» **TASK DESCRIPTION**
Would you retype, exactly and without the pictures, the lines between the line holding "Convert this screenshot" and the line holding "FaCalendar, FaLocationDot, FaRoad", inclusive, and nothing else?

» **WORKING DATA**
--- Start ---

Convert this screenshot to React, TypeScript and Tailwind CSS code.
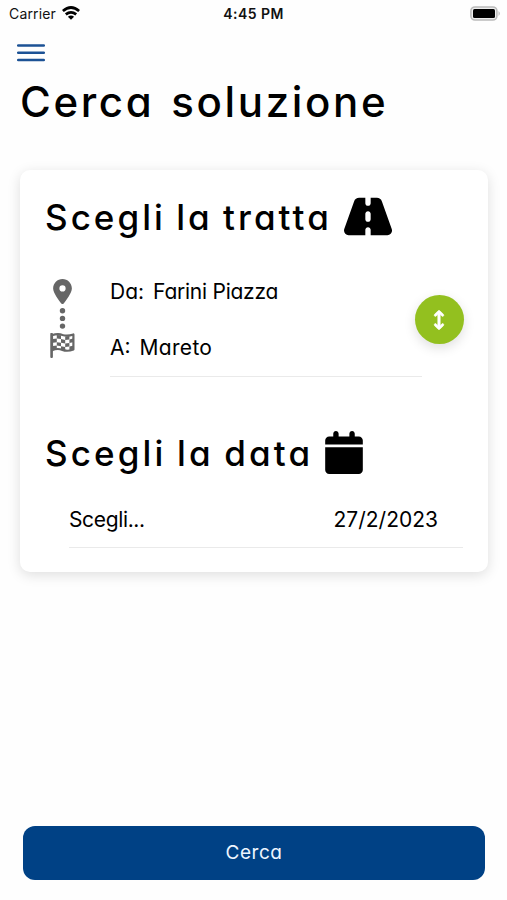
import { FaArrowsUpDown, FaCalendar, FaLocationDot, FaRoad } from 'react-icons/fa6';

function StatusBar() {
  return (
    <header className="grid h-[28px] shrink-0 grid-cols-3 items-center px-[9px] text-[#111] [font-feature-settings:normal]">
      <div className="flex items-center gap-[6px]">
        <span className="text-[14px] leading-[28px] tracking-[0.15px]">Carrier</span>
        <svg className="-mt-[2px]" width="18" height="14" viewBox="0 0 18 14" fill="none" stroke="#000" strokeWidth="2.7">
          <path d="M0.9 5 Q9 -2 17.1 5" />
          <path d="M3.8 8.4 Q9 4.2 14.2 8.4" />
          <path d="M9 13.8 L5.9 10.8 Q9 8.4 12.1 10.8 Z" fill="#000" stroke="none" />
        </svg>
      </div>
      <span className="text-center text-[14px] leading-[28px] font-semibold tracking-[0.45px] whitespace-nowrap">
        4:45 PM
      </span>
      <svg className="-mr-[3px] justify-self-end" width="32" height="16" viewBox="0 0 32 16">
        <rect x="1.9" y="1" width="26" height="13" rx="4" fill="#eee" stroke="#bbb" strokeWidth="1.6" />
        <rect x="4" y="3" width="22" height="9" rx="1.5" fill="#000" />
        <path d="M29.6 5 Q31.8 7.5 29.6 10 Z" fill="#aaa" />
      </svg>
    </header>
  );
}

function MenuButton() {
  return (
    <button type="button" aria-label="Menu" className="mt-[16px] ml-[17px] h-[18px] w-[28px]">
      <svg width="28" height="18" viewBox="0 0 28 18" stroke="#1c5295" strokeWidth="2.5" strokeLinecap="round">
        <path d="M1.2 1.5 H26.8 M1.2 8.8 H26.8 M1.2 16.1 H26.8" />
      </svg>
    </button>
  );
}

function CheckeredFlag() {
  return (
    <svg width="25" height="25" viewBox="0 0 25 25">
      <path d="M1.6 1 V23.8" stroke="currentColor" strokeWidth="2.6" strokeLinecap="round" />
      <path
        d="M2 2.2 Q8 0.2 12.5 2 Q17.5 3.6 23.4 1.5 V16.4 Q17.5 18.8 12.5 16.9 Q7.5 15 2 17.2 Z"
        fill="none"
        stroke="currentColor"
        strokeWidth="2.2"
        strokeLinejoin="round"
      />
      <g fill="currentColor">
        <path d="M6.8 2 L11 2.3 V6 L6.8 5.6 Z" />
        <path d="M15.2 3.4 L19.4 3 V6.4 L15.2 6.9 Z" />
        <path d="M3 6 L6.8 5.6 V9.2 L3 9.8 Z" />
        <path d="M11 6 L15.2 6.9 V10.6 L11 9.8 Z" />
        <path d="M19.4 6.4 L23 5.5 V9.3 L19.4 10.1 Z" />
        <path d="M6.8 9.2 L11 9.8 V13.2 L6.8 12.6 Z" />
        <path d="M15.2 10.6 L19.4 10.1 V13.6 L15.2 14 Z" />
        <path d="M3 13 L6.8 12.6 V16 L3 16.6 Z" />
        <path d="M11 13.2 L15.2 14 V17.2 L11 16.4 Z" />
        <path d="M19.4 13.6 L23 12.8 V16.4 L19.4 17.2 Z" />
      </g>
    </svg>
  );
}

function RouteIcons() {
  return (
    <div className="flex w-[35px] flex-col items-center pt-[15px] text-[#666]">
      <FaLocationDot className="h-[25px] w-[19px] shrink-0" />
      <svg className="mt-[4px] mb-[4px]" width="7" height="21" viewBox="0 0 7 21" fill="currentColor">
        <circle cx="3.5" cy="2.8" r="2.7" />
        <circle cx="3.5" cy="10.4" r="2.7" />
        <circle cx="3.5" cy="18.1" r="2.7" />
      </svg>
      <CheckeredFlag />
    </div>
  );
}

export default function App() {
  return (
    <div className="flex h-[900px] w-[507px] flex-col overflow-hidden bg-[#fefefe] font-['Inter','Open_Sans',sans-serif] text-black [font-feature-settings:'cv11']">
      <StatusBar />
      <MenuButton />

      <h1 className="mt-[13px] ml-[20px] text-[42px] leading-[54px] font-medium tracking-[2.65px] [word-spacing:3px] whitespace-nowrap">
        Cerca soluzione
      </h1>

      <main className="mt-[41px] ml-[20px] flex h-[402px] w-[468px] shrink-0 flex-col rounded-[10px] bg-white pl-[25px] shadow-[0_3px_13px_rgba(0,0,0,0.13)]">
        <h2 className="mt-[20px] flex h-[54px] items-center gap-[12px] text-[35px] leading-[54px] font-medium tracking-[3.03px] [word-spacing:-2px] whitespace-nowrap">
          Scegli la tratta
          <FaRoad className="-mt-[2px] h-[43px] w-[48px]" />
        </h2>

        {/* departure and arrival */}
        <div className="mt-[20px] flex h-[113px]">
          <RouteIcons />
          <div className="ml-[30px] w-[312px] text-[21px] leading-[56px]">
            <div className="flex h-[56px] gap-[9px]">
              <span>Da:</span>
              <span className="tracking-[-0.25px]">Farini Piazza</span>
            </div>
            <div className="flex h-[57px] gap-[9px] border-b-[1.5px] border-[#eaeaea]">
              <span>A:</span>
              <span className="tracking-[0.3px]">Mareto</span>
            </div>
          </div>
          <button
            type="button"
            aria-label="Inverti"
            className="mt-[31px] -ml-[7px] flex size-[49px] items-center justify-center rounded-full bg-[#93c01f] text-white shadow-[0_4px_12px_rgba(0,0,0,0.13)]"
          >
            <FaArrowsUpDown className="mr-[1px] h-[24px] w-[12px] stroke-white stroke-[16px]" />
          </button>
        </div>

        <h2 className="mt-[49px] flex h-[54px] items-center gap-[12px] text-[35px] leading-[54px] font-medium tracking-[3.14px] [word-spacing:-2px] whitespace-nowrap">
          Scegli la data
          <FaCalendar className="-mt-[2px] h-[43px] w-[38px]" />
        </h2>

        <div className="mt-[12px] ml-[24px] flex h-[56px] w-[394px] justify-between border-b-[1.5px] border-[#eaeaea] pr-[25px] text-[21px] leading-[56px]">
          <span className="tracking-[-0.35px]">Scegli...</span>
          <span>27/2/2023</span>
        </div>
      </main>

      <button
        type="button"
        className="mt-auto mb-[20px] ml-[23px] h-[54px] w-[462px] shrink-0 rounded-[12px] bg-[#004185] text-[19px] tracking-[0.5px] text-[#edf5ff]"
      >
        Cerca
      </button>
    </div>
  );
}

--- End ---
--- Start ---

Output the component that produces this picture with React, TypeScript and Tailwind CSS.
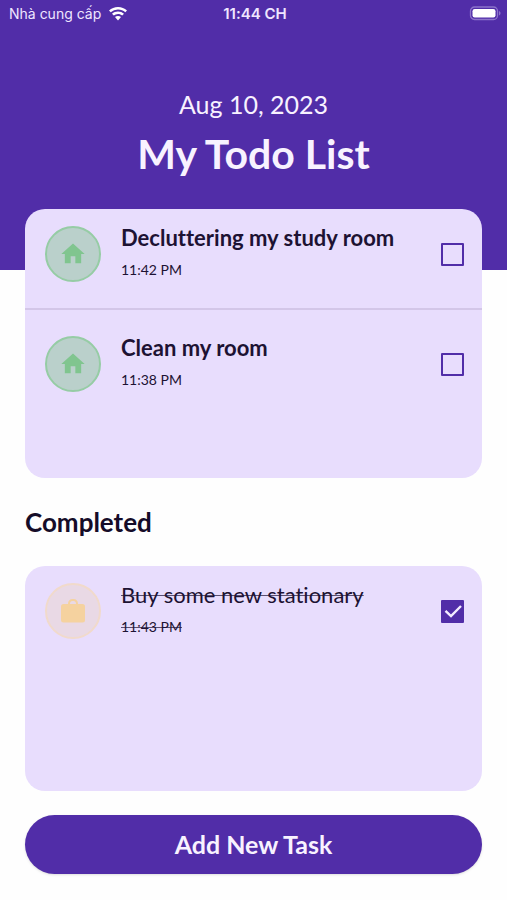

--- End ---
--- Start ---

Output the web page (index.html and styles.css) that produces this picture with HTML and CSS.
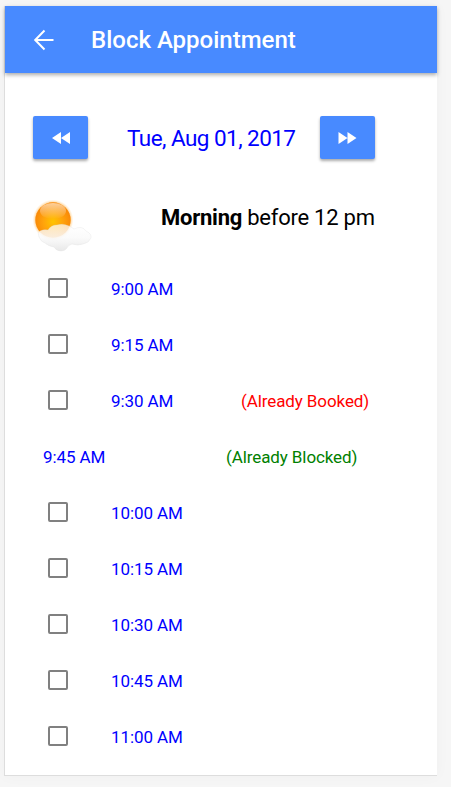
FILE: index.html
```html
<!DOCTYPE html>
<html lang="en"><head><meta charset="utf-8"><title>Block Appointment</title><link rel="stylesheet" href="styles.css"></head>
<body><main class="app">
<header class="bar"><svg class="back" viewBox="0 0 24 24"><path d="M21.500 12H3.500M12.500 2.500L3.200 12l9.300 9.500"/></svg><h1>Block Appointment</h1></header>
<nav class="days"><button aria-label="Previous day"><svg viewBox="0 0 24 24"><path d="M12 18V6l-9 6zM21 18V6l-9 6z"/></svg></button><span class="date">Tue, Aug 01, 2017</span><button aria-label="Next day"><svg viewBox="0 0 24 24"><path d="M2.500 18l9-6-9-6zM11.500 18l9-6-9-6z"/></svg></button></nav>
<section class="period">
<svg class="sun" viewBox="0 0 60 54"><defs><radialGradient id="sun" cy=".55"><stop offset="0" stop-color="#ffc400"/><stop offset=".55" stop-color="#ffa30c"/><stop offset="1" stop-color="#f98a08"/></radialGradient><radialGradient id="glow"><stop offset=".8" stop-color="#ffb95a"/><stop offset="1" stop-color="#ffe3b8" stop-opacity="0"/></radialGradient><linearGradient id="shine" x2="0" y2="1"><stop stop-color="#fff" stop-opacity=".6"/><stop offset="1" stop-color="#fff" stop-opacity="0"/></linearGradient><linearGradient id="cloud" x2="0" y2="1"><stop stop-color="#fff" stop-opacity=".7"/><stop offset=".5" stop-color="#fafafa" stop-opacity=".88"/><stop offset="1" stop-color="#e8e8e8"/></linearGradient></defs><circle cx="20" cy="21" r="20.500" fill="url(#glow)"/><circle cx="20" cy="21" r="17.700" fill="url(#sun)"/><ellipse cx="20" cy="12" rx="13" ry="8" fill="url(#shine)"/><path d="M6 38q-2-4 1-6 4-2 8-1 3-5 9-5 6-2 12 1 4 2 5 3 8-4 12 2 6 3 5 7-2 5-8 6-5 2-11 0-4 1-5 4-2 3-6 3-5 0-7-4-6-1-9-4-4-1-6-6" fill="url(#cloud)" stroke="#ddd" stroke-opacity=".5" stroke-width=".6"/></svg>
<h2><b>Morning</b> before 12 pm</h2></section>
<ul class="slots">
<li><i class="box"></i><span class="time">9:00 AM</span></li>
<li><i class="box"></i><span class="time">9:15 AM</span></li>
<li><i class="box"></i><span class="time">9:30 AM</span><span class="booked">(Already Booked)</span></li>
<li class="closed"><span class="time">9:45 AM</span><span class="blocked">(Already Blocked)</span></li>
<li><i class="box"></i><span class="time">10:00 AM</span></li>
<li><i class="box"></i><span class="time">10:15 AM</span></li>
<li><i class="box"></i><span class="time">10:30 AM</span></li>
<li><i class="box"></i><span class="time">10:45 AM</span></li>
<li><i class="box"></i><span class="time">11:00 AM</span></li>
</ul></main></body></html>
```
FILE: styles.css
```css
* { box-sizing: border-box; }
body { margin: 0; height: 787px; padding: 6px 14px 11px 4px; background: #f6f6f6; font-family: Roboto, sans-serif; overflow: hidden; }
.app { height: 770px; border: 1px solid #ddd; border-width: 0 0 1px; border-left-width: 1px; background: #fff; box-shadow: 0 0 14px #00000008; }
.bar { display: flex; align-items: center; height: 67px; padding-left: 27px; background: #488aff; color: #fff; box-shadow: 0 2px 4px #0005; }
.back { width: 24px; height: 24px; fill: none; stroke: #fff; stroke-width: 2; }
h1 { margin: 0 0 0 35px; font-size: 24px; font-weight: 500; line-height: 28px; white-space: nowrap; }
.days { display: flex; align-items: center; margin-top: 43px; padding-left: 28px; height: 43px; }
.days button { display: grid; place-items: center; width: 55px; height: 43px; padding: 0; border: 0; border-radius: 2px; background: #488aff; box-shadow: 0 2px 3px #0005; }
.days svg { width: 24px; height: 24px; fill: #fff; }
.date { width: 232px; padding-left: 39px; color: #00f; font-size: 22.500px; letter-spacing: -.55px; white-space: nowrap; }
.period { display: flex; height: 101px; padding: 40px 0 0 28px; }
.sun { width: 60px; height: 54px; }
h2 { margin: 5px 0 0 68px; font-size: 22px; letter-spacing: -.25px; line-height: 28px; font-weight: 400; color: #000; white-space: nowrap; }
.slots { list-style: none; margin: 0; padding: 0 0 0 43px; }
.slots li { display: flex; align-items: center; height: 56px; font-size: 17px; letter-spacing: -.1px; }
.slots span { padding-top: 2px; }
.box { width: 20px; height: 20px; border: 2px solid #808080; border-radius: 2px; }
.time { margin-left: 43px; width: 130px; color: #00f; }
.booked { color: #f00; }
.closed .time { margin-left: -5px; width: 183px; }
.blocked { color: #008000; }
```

--- End ---

» **ANSWER BELOW**
Convert this screenshot to React, TypeScript and Tailwind CSS code.
import { FaArrowsUpDown, FaCalendar, FaLocationDot, FaRoad } from 'react-icons/fa6';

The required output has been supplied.